◆ **STATED GOAL**: Collect all lines containing the word "components" from the data.
START PROVIDED ENTRIES
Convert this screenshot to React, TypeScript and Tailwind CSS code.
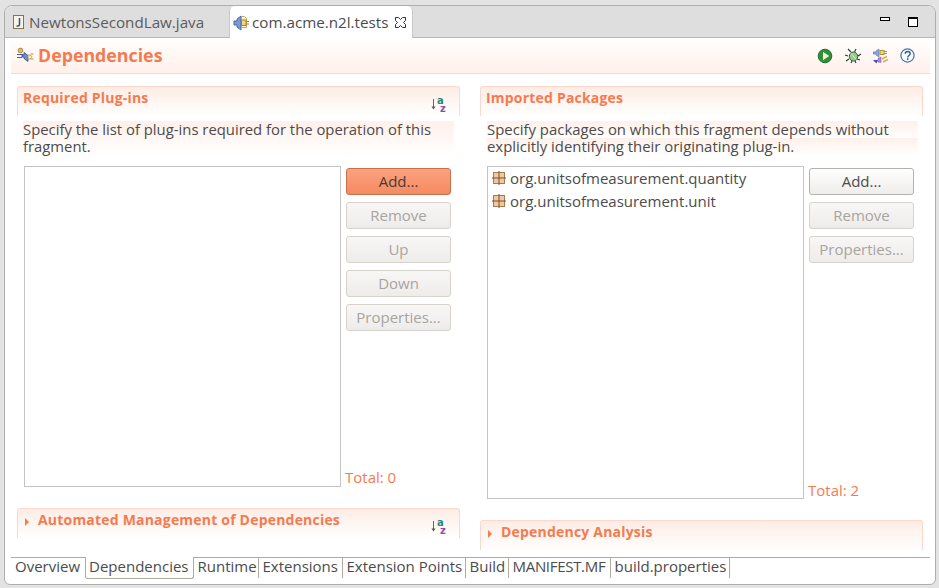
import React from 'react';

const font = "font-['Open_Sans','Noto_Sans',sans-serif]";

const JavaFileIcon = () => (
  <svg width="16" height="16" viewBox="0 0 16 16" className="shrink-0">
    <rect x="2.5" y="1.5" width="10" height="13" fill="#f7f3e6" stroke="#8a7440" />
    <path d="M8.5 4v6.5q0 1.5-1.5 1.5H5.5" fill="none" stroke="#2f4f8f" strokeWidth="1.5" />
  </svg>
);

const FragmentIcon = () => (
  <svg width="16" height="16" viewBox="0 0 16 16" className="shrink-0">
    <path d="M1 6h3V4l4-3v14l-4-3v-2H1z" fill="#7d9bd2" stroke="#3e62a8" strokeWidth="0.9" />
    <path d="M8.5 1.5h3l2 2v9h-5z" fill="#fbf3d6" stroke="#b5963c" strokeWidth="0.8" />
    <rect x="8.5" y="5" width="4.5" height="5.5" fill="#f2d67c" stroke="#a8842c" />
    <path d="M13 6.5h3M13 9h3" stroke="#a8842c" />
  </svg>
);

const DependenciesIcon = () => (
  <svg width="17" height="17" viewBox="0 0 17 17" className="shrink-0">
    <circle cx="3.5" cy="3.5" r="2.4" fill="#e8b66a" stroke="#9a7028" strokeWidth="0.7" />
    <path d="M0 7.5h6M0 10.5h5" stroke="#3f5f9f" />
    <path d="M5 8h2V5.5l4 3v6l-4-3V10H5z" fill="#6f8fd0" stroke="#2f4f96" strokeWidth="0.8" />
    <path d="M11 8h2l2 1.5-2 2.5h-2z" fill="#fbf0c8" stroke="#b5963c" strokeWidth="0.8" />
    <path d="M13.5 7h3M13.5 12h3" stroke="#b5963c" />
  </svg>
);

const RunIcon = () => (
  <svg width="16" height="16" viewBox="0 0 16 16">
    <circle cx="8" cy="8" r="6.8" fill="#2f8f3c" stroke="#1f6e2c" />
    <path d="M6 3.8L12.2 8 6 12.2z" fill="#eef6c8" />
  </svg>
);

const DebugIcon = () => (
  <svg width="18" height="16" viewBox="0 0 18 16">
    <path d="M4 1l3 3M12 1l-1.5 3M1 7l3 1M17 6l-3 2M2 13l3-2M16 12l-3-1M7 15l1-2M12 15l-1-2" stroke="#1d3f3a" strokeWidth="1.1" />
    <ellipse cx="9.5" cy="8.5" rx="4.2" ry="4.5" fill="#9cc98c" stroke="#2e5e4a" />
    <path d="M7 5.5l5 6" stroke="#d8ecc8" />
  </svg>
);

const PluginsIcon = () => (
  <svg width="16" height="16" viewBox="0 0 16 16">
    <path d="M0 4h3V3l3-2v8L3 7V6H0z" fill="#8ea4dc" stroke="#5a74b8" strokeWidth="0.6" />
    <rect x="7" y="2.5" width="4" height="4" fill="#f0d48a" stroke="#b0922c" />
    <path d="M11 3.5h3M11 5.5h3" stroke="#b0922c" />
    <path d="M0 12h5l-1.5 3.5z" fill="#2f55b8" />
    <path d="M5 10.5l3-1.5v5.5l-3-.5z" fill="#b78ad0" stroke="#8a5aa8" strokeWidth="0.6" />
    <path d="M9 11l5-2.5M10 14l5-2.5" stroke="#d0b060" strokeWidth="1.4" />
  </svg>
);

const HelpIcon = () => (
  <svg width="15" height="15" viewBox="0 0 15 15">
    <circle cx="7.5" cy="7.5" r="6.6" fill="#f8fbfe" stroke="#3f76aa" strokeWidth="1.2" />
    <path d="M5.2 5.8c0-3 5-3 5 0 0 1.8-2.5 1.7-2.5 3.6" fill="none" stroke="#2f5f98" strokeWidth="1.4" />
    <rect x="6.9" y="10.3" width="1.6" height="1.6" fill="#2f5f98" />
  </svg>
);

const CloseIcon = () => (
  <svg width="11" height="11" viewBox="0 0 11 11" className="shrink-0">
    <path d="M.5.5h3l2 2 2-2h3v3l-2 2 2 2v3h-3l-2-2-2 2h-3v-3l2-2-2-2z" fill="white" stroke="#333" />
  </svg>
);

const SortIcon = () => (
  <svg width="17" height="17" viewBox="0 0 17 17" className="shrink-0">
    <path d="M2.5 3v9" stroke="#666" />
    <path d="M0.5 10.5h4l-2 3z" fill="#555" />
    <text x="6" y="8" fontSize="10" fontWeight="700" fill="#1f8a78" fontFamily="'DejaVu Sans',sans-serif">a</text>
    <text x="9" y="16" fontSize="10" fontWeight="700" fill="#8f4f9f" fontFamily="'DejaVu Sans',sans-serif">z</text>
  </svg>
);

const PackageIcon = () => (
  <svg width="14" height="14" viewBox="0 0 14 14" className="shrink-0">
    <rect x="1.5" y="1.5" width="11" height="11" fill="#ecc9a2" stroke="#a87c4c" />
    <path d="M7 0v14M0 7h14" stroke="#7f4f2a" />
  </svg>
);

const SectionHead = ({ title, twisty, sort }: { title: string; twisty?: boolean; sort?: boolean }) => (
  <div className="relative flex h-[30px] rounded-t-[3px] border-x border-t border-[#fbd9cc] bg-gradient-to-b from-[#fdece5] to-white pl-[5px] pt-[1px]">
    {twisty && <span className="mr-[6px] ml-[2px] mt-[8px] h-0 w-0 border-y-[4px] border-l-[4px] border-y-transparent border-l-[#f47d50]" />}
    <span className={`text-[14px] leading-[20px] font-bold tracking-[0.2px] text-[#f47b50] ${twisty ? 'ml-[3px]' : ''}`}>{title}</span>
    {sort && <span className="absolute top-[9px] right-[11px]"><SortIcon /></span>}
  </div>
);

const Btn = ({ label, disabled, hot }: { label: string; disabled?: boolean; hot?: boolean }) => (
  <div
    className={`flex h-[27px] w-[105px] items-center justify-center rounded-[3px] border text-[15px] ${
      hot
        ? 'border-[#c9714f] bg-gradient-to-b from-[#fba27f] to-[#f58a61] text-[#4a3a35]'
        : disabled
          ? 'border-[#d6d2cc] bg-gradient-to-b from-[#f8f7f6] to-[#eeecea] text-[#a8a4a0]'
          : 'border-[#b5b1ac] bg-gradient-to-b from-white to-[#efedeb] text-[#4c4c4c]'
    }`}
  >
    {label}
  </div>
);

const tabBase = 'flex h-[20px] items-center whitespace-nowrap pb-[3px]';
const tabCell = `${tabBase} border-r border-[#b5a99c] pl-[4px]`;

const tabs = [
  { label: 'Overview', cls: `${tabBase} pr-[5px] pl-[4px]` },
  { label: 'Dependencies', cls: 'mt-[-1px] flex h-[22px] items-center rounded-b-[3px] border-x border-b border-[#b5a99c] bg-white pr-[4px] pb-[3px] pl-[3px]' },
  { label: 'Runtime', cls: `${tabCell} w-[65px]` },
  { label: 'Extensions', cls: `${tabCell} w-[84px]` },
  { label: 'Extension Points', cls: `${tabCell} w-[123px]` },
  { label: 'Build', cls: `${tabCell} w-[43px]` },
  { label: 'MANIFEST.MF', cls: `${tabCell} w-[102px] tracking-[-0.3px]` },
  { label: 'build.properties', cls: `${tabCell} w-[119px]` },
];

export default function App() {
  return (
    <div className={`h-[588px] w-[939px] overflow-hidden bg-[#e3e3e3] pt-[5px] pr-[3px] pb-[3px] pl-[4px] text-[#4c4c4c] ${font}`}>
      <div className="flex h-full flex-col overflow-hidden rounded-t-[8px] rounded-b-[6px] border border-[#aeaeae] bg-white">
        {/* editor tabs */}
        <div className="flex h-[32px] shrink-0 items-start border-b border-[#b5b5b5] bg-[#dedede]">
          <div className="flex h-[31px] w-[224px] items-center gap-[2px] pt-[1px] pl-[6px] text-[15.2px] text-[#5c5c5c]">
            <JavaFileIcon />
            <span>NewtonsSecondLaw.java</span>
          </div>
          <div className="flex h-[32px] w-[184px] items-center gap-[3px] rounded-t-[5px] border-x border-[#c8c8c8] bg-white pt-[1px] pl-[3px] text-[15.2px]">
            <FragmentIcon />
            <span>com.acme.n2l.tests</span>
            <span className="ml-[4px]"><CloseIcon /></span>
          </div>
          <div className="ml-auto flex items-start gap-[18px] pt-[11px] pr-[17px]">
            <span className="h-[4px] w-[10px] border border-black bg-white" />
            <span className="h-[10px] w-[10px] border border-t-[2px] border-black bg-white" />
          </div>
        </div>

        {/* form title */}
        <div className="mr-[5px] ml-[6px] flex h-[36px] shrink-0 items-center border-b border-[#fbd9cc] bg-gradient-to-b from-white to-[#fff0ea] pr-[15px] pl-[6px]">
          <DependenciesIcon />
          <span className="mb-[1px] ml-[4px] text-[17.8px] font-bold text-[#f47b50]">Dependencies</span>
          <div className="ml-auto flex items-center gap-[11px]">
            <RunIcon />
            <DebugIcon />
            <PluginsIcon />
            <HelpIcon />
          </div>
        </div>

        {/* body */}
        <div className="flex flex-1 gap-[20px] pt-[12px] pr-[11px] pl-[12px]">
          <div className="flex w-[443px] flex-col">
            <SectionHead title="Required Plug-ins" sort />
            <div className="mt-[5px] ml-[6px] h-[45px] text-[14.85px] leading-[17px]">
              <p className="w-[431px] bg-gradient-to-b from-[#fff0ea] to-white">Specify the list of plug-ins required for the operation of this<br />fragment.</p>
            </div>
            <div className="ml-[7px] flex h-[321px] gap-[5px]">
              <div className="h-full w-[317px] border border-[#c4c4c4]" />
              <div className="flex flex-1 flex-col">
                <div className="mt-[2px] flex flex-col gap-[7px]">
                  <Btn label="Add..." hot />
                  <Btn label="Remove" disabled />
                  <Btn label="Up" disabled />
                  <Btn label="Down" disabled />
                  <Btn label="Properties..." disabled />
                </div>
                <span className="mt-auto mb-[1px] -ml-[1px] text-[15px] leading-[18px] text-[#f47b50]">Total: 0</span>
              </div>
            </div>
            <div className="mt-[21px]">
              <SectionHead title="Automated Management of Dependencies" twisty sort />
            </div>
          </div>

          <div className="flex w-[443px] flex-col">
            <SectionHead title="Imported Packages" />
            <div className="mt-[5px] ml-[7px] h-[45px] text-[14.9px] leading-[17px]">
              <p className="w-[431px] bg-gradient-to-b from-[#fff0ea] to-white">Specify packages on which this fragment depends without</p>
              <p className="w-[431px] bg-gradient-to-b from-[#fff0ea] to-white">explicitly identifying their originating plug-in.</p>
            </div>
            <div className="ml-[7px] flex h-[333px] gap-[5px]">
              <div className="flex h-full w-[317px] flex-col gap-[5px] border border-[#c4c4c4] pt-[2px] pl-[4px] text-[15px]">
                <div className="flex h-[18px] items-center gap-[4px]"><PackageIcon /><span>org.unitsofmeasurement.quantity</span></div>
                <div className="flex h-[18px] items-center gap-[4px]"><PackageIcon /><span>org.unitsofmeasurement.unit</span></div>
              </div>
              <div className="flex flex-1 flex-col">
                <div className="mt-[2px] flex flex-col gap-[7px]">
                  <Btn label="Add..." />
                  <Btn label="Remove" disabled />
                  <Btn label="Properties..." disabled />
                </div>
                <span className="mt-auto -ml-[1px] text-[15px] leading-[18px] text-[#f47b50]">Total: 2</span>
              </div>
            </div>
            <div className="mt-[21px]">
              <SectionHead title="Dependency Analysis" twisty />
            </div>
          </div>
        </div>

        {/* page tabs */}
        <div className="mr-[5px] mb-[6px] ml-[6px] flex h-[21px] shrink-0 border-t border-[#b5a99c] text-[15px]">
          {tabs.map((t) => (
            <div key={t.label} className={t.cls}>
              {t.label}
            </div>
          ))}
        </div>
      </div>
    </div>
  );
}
END PROVIDED ENTRIES
START PROVIDED ENTRIES
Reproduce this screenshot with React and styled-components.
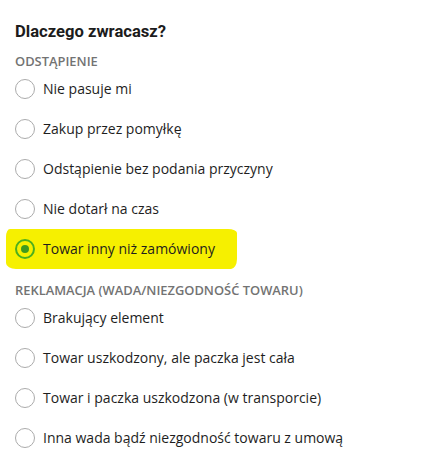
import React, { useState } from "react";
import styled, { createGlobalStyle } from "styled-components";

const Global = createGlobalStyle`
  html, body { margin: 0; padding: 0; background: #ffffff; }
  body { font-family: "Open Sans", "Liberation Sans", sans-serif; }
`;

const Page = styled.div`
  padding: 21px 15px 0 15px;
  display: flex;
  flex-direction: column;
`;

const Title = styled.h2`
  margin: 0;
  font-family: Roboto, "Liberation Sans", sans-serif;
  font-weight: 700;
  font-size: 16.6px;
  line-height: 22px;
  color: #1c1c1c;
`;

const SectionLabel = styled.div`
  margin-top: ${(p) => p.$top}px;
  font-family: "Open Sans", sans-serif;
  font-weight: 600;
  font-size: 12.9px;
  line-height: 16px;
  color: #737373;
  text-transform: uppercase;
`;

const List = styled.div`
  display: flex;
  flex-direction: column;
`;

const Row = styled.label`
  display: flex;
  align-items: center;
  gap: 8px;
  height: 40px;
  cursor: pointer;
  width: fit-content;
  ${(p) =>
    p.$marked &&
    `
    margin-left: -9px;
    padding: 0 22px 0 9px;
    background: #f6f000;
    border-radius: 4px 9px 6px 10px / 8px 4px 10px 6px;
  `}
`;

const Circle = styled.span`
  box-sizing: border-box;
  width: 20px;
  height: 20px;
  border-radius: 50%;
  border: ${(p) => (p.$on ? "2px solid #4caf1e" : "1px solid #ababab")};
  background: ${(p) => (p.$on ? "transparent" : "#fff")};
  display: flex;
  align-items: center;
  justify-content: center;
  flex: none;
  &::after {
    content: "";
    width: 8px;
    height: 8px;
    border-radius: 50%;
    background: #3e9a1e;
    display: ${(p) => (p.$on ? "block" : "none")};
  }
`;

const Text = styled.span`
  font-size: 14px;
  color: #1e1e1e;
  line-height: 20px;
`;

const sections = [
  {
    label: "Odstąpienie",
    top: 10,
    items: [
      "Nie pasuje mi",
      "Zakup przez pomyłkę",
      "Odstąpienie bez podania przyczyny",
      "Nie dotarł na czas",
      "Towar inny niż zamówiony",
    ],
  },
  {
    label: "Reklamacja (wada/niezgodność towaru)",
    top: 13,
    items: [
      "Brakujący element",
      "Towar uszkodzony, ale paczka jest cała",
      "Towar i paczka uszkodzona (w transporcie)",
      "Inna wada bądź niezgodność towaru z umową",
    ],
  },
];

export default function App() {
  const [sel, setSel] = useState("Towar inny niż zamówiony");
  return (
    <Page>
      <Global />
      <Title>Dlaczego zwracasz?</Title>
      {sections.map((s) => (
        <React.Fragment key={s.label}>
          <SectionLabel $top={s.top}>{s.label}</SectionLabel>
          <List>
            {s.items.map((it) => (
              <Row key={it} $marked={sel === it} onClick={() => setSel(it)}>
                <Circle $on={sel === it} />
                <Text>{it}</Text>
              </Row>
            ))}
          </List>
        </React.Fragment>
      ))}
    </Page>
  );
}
END PROVIDED ENTRIES
◆ **FINISHED TASK**:
Reproduce this screenshot with React and styled-components.
import styled, { createGlobalStyle } from "styled-components";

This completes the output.